Attention should be paid to the fact that summits of certain mountains have an electrical halo, and that there is a permanent flow of electricity as can be demonstrated by a wire that connects two points at different altitudes on the slope of a hill, and that a charged electroscope is quickly discharged by ions, supposedly drifting from above. The enigmatic coolness of mountin tops is caused by an electrical process as I show elsewhere.

The death of Elijah also takes place under circumstances that suggest an electrical phenomenon. The occurrence of the phenomenon known as ball lightning was denied until very recent time, actually measured in decades. Today, the phenomenon belongs into textbooks. A ball of fire is seen sometimes moving rather slowly and then exploding.

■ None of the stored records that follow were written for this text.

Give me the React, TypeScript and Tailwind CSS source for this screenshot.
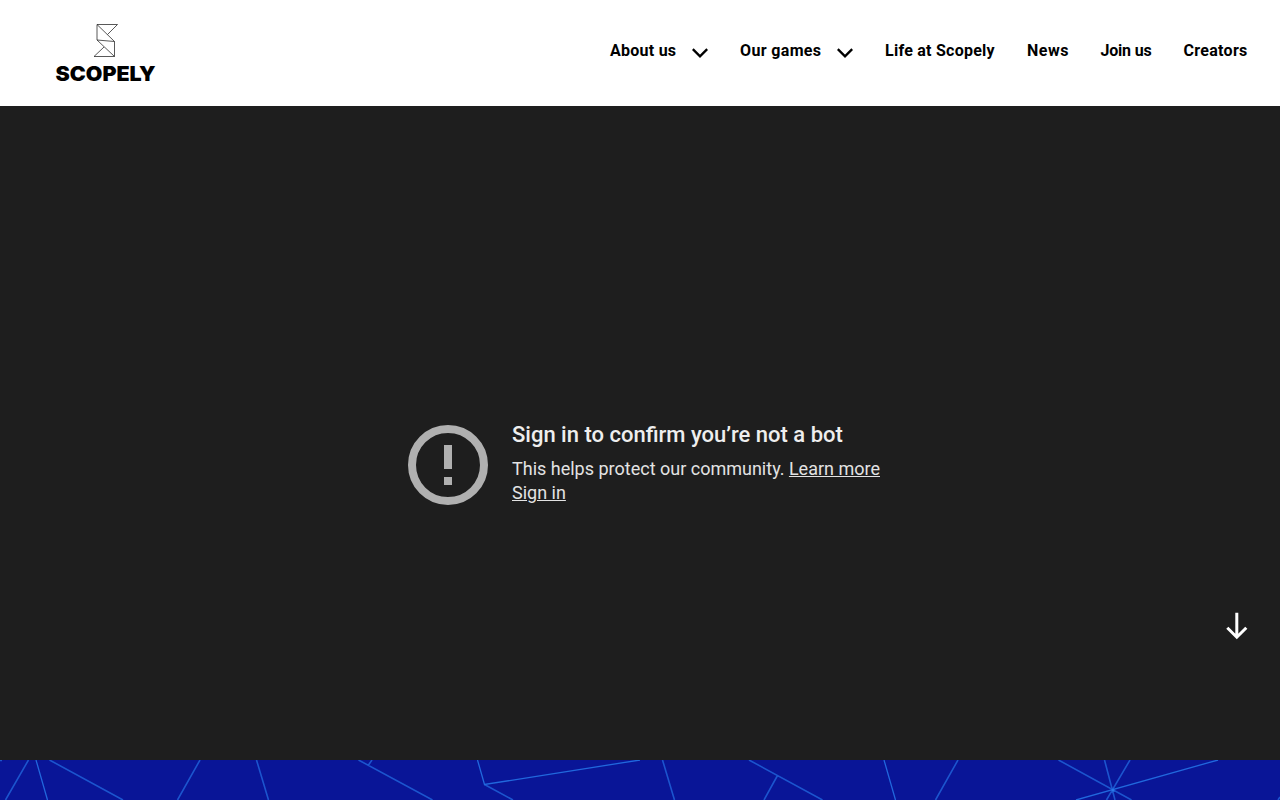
const navItems = [
  { label: "About us", width: "w-[66px]", spacing: "tracking-[0.25px]", menu: true },
  { label: "Our games", width: "w-[81px]", spacing: "tracking-[0.35px]", menu: true },
  { label: "Life at Scopely", width: "w-[110px]", spacing: "tracking-[0.25px]", menu: false },
  { label: "News", width: "w-[41.5px]", spacing: "tracking-[0.5px]", menu: false },
  { label: "Join us", width: "w-[51px]", spacing: "tracking-[-0.2px]", menu: false },
  { label: "Creators", width: "w-[64.5px]", spacing: "tracking-[0.3px]", menu: false },
];

function Logo() {
  return (
    <svg className="overflow-visible" width="104" height="64" viewBox="54 23 104 64" role="img" aria-label="Scopely">
      <g fill="none" stroke="#222" strokeWidth="0.75" strokeLinejoin="round">
        <path d="M97 24.5H117.5L107.5 34.5M97 24.5V40L114.5 41.5V56.5H94L104 47" />
        <path d="M97 24.5L114.5 41.5M97 40L114.5 56.5" />
      </g>
      <text
        x="55.5"
        y="80.5"
        textLength="100"
        lengthAdjust="spacingAndGlyphs"
        className="fill-black font-['Inter',sans-serif] text-[20px] font-black"
      >
        SCOPELY
      </text>
    </svg>
  );
}

function Header() {
  return (
    <header className="flex h-[106px] shrink-0 items-start justify-between bg-white pl-[54px] pr-8">
      <a href="#" className="mt-[23px]">
        <Logo />
      </a>
      <nav className="mt-[39px] flex gap-8 font-['Roboto',sans-serif] text-base font-bold text-black">
        {navItems.map((item) => (
          <a key={item.label} href="#" className="flex gap-4">
            <span className={`whitespace-nowrap ${item.width} ${item.spacing}`}>{item.label}</span>
            {item.menu && (
              <svg className="mt-[9px]" width="16" height="10" viewBox="0 0 16 10" fill="none" stroke="#000" strokeWidth="2.4">
                <path d="M0.8 1.1L8 8.3L15.2 1.1" />
              </svg>
            )}
          </a>
        ))}
      </nav>
    </header>
  );
}

function VideoNotice() {
  return (
    <main className="relative h-[654px] shrink-0 bg-[#1e1e1e] pl-[408px] pt-[315px] font-['Roboto',sans-serif]">
      <div className="flex gap-6">
        <svg className="mt-1 shrink-0" width="80" height="80" viewBox="0 0 80 80">
          <circle cx="40" cy="40" r="36" fill="none" stroke="#b0b0b0" strokeWidth="8" />
          <path d="M36 20h8v24h-8zM36 52h8v8h-8z" fill="#b0b0b0" />
        </svg>
        <div className="whitespace-nowrap text-[18px] leading-6 text-[#e3e3e3]">
          <h1 className="mb-2 text-[22px] font-medium leading-7 text-[#eeeeee]">Sign in to confirm you’re not a bot</h1>
          <p>
            This helps protect our community. <a href="#" className="underline">Learn more</a>
          </p>
          <a href="#" className="underline">Sign in</a>
        </div>
      </div>
      <a href="#next" aria-label="Scroll down" className="absolute right-8 top-[506px]">
        <svg width="22" height="28" viewBox="0 0 22 28" fill="none" stroke="#fff" strokeWidth="3">
          <path d="M10.8 0.7V25M1.3 15.8L10.8 25.2L20.3 15.8" />
        </svg>
      </a>
    </main>
  );
}

function PatternBand() {
  return (
    <section id="next" className="h-10 shrink-0 bg-[#091597]">
      <svg className="block" width="1280" height="40" viewBox="0 0 1280 40" fill="none">
        <g stroke="#1c55ce" strokeWidth="1.6">
          <path d="M0 0.5H2M28.5 0L5.5 40M49.5 0L123 40M200 0L177.5 40M256.5 0L268.5 40M358.5 0L432.5 40M372 0L368.5 5M484.5 24.5L513 40M662.5 0L674.5 40M749 0L822.5 40M777.5 15.5L764 40M958 0L935.5 40M1058.5 0L1131.5 40M1104.5 0L1115 40M1130 0L1106.5 40M1278 40L1280 37" />
        </g>
        <g stroke="#2168dd" strokeWidth="1.3">
          <path d="M36 0L47.5 40M477.5 0L484.5 24.5L640 0M884 0L895.5 40M1076 40L1218 0" />
        </g>
        <circle cx="1113" cy="30" r="1.5" fill="#2878e8" />
      </svg>
    </section>
  );
}

export default function App() {
  return (
    <div className="flex h-screen flex-col overflow-hidden bg-[#1e1e1e]">
      <Header />
      <VideoNotice />
      <PatternBand />
    </div>
  );
}
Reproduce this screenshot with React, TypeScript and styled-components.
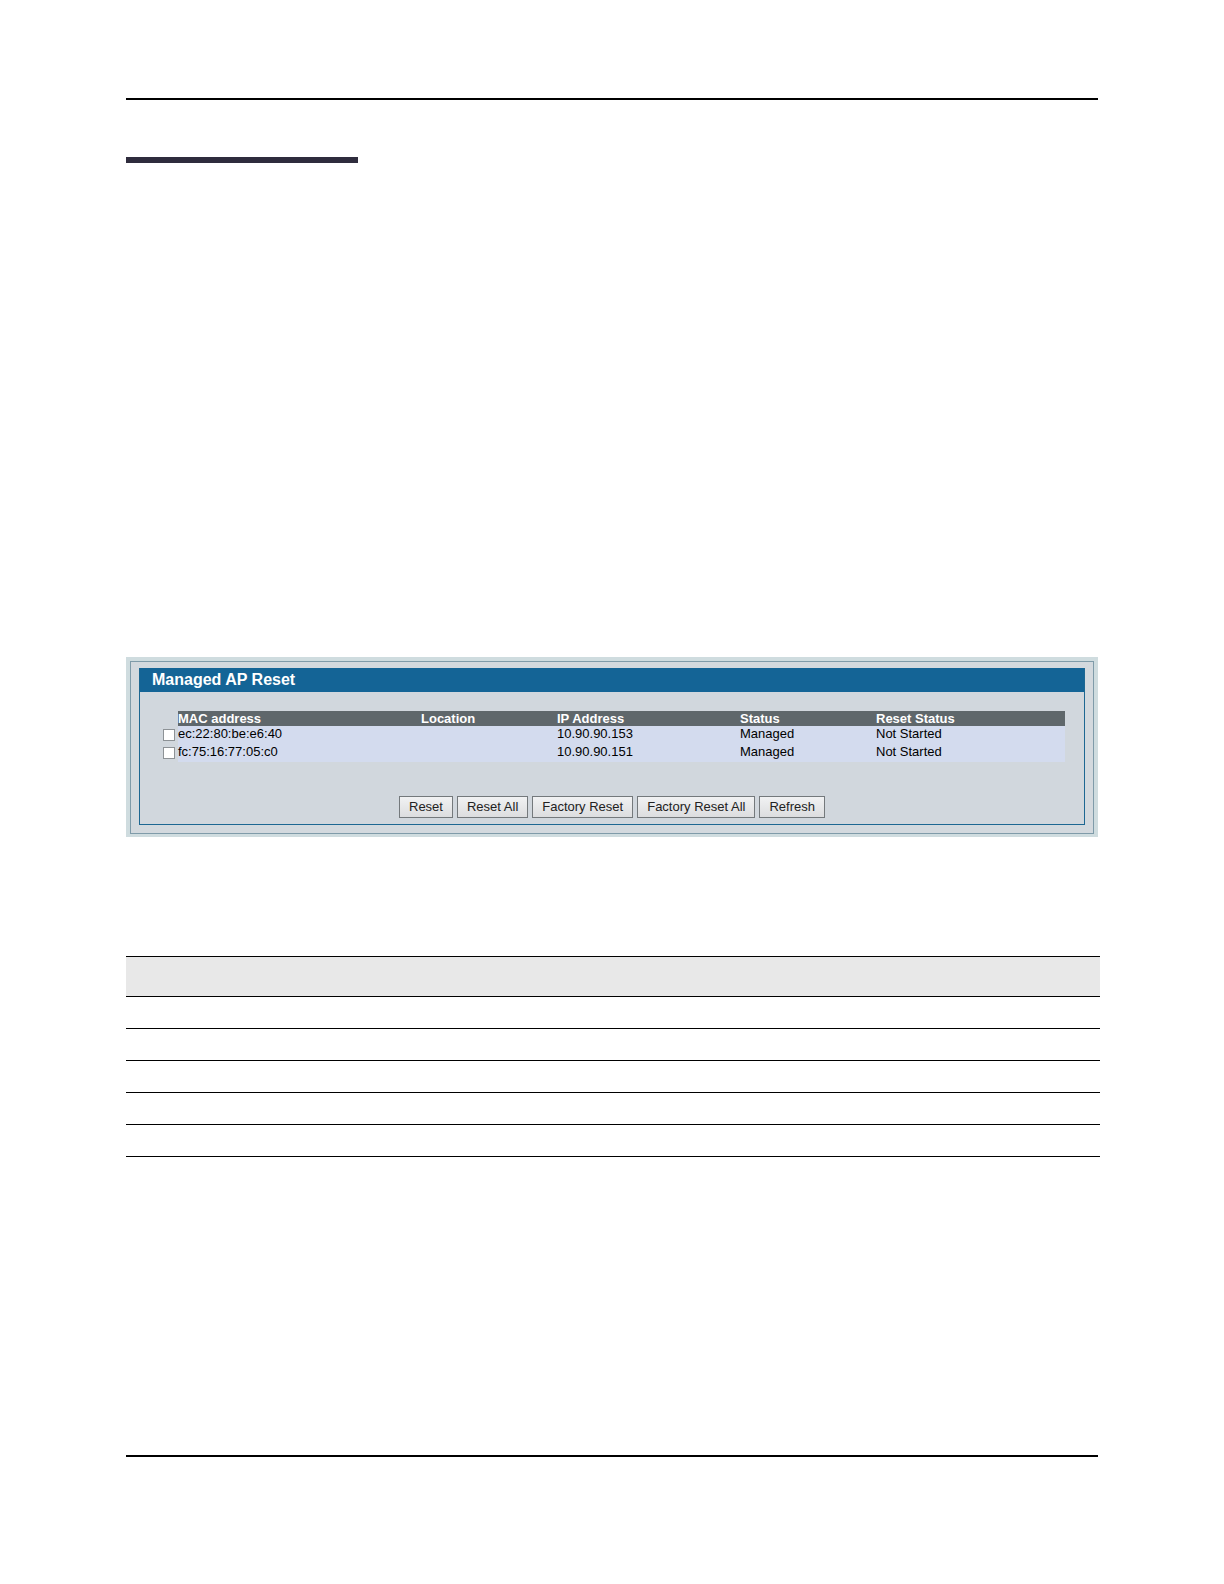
import React, { useState } from "react";
import styled, { createGlobalStyle } from "styled-components";

const GlobalStyle = createGlobalStyle`
  *, *::before, *::after { box-sizing: border-box; }
  body {
    margin: 0;
    background: #fff;
    color: #000;
    font-family: "Liberation Sans", Arial, Helvetica, sans-serif;
    font-size: 13px;
  }
`;

const Page = styled.div`
  display: flex;
  flex-direction: column;
  min-height: 100vh;
  padding: 98px 126px 127px;
`;

const Rule = styled.hr`
  width: 100%;
  height: 2px;
  margin: 0;
  border: 0;
  background: #000;
`;

const SectionBar = styled.div`
  width: 232px;
  height: 6px;
  margin-top: 57px;
  background: #2f2c3d;
`;

const Main = styled.main`
  display: flex;
  flex-direction: column;
  flex: 1;
  padding-top: 494px;
`;

const Frame = styled.section`
  padding: 4px 4px 3px;
  background: #cfdcdf;
`;

const FrameLine = styled.div`
  padding: 6px 8px 8px;
  border: 1px solid #7f9ba9;
  background: #d3d9de;
`;

const Panel = styled.form`
  border: 1px solid #1d6792;
  border-top: 0;
  background: #d1d7dd;
`;

const PanelTitle = styled.h2`
  margin: 0;
  padding: 0 12px;
  background: #146496;
  color: #fff;
  font-size: 16px;
  font-weight: 700;
  line-height: 24px;
`;

const PanelBody = styled.div`
  padding: 19px 19px 6px 23px;
`;

const ApTable = styled.table`
  width: 100%;
  table-layout: fixed;
  border-collapse: collapse;
`;

const Col = styled.col<{ $width?: number }>`
  width: ${({ $width }) => ($width ? `${$width}px` : "auto")};
`;

const HeadCell = styled.th`
  height: 15px;
  padding: 0;
  background: #5f676b;
  color: #fff;
  font-weight: 700;
  line-height: 15px;
  text-align: left;
`;

const Cell = styled.td`
  height: 18px;
  padding: 0;
  background: #d3dbee;
  line-height: 15px;
  vertical-align: top;
`;

const PlainCell = styled.td`
  padding: 0;
  vertical-align: top;
`;

const Check = styled.input`
  display: block;
  appearance: none;
  width: 12px;
  height: 12px;
  margin: 3px 0 0;
  border: 1px solid #8d9296;
  background: #fff;
  &:checked { background: #146496; box-shadow: inset 0 0 0 2px #fff; }
`;

const Actions = styled.div`
  display: flex;
  justify-content: center;
  gap: 4px;
  margin-top: 34px;
  padding-right: 4px;
`;

const Button = styled.button`
  height: 22px;
  padding: 0 9px;
  border: 1px solid #74797c;
  background: linear-gradient(#f1f2f3, #dcdddf);
  color: #222;
  font: 13px/20px "Liberation Sans", Arial, sans-serif;
`;

const FieldTable = styled.table`
  width: calc(100% + 2px);
  margin-top: 119px;
  border-collapse: separate;
  border-spacing: 0;
  border-top: 1px solid #000;
`;

const FieldHead = styled.th`
  height: 40px;
  padding: 0;
  border-bottom: 1px solid #000;
  background: #e8e8e8;
`;

const FieldCell = styled.td`
  height: 32px;
  padding: 0;
  border-bottom: 1px solid #000;
`;

const accessPoints = [
  { mac: "ec:22:80:be:e6:40", location: "", ip: "10.90.90.153", status: "Managed", reset: "Not Started" },
  { mac: "fc:75:16:77:05:c0", location: "", ip: "10.90.90.151", status: "Managed", reset: "Not Started" },
];

const columns = ["MAC address", "Location", "IP Address", "Status", "Reset Status"];
const actions = ["Reset", "Reset All", "Factory Reset", "Factory Reset All", "Refresh"];
const fieldRows = [1, 2, 3, 4, 5];

export default function App() {
  const [selected, setSelected] = useState<string[]>([]);
  const toggle = (mac: string) =>
    setSelected((now) => (now.includes(mac) ? now.filter((m) => m !== mac) : [...now, mac]));

  return (
    <>
      <GlobalStyle />
      <Page>
        <Rule />
        <SectionBar />
        <Main>
          <Frame>
            <FrameLine>
              <Panel onSubmit={(e) => e.preventDefault()}>
                <PanelTitle>Managed AP Reset</PanelTitle>
                <PanelBody>
                  <ApTable>
                    <colgroup>
                      <Col $width={15} />
                      <Col $width={243} />
                      <Col $width={136} />
                      <Col $width={183} />
                      <Col $width={136} />
                      <Col />
                    </colgroup>
                    <thead>
                      <tr>
                        <PlainCell />
                        {columns.map((name) => (
                          <HeadCell key={name} scope="col">{name}</HeadCell>
                        ))}
                      </tr>
                    </thead>
                    <tbody>
                      {accessPoints.map((ap) => (
                        <tr key={ap.mac}>
                          <PlainCell>
                            <Check
                              type="checkbox"
                              id={ap.mac}
                              checked={selected.includes(ap.mac)}
                              onChange={() => toggle(ap.mac)}
                            />
                          </PlainCell>
                          <Cell><label htmlFor={ap.mac}>{ap.mac}</label></Cell>
                          <Cell>{ap.location}</Cell>
                          <Cell>{ap.ip}</Cell>
                          <Cell>{ap.status}</Cell>
                          <Cell>{ap.reset}</Cell>
                        </tr>
                      ))}
                    </tbody>
                  </ApTable>
                  <Actions>
                    {actions.map((name) => (
                      <Button key={name} type="button">{name}</Button>
                    ))}
                  </Actions>
                </PanelBody>
              </Panel>
            </FrameLine>
          </Frame>
          <FieldTable>
            <thead>
              <tr><FieldHead /><FieldHead /></tr>
            </thead>
            <tbody>
              {fieldRows.map((row) => (
                <tr key={row}><FieldCell /><FieldCell /></tr>
              ))}
            </tbody>
          </FieldTable>
        </Main>
        <Rule />
      </Page>
    </>
  );
}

In the Second Book of Kings, in its second chapter, the story is told how Elijah had crossed the Jordan with Elisha, his apprentice, when “behold, a chariot of fire and horses of fire . . . parted them both asunder; and Elijah went up by a whirlwind into heaven . . . And Elisha saw him no more . . . he took up also the mantle of Elijah that fell from him, and went back . . .”

The disciples looked for several days “lest peradventure the spirit of the Lord hath taken him and cast him upon some mountain, or into some valley,” but they found him not.

The detail about the mantle of Elijah that was left behind, instead of detracting from the verisimilitude of the Biblical episode, tends to support it. It is a well-known phenomenon that a wire may evaporate when an electrical discharge strikes it, yet its envelope of fabric (an insulator) remains intact. Here is what may have happened:

Traveling afoot on the east side of the Jordan, Elijah and Elisha were approached by a lightning ball that separated them; next it exploded, consuming Elijah, yet leaving his mantle unscathed, thus making it appear that it was a fiery chariot that approached them and then carried Elijah “by a whirlwind into heaven.”

It is not claimed here that this was the end of Elijah, only that such a phenomenon could be natural, though very unusual.